KOKK
- Huron, South Dakota; United States;
- Broadcast area: Heartland of Eastern South Dakota
- Frequency: 1210 kHz
- Branding: Dakota Country

Programming
- Format: Country
- Affiliations: ABC News Radio Minnesota Timberwolves Minnesota Twins

Ownership
- Owner: Carolyn and Doyle Becker; (Riverfront Broadcasting, LLC);
- Sister stations: KIJV, KJRV

History
- First air date: 1974
- Former frequencies: 1190 kHz

Technical information
- Licensing authority: FCC
- Facility ID: 15268
- Class: B
- Power: 5,000 watts day 870 watts night
- Transmitter coordinates: 44°21′44″N 98°9′9″W﻿ / ﻿44.36222°N 98.15250°W

Links
- Public license information: Public file; LMS;
- Webcast: Listen Live

= KOKK =

KOKK (1210 AM, "Dakota Country") is a radio station licensed to serve Huron, South Dakota. The station is owned by Carolyn and Doyle Becker, through licensee Riverfront Broadcasting, LLC. It airs a full-service country music format. It has changed its frequency since signing on the air. It was previously at 1190 AM.

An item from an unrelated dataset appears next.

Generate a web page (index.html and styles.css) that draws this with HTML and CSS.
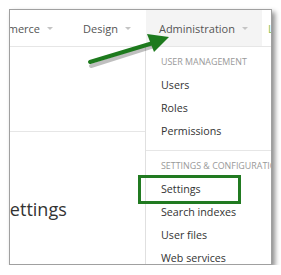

The station was assigned this call sign by the Federal Communications Commission.

==History==
The station originally signed on the air on 1190 kHz. In the 1980s, as a then-daytimer, the station was one of several stations who petitioned the United States Senate regarding the limitations of severe weather and sports coverage when they were off air during the evenings/early morning hours.
The station was allowed to change frequencies in the late 1980s, to 1210 kHz, which provided nighttime operation.

In October 2022, the station was unable to switch to its daytime operating pattern, and requested a special temporary authority to operate on its nighttime power/pattern 24 hours a day.
In late 2022, then-owner Dakota Communications Ltd sold KOKK and its sister stations to Riverfront Broadcasting for $255,000. The sister stations in the sale were KJRV and KIJV.

==Programming==
In addition to its usual Country music programming, KOKK airs local news, market updates, ABC News updates, live sports coverage of area high schools, and both Sunday and Monday NFL football games. The station's motto is "KOKK - the station that grows on you." The station is used for emergency announcements by local entities.
It is an affiliate of the Minnesota Twins. It was once an affiliate carrying American Top 40 with Casey Kasem.